PROBLEM TO WORK ON: List each line of the data that holds the string "index", please.

________________________________________

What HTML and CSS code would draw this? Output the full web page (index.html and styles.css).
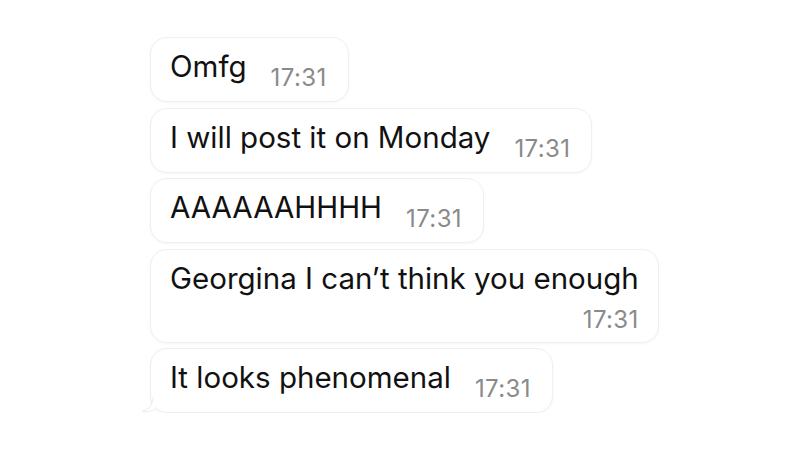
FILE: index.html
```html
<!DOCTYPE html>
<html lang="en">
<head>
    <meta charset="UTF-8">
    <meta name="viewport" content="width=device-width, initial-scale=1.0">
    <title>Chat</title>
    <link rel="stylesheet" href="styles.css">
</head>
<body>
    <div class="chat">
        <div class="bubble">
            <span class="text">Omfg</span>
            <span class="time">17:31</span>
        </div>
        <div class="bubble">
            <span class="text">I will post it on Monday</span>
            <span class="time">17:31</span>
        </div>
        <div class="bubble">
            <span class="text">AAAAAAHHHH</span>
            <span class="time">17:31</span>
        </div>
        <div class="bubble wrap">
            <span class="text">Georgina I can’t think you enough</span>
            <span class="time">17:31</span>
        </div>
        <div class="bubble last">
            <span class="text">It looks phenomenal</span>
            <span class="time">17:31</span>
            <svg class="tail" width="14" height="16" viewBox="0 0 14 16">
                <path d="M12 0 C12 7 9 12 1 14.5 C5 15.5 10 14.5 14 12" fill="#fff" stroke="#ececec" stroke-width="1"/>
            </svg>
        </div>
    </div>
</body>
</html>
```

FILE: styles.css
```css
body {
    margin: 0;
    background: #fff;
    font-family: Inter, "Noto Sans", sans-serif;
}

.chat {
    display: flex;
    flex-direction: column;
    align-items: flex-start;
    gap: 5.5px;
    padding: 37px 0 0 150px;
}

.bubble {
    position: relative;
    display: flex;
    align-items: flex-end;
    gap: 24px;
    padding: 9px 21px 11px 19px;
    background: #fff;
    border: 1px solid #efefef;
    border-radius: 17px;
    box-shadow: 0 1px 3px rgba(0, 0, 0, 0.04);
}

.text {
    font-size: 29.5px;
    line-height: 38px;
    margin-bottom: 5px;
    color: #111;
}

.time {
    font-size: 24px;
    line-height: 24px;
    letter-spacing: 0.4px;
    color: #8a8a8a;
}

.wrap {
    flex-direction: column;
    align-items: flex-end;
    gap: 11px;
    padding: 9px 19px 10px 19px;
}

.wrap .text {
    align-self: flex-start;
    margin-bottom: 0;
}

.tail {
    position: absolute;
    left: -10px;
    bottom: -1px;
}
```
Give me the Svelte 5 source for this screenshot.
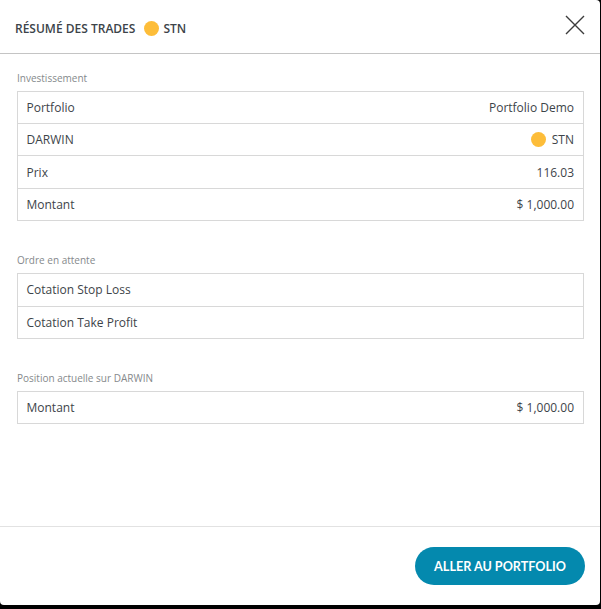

________________________________________

ANSWER TO THIS EXERCISE:
What HTML and CSS code would draw this? Output the full web page (index.html and styles.css).
FILE: index.html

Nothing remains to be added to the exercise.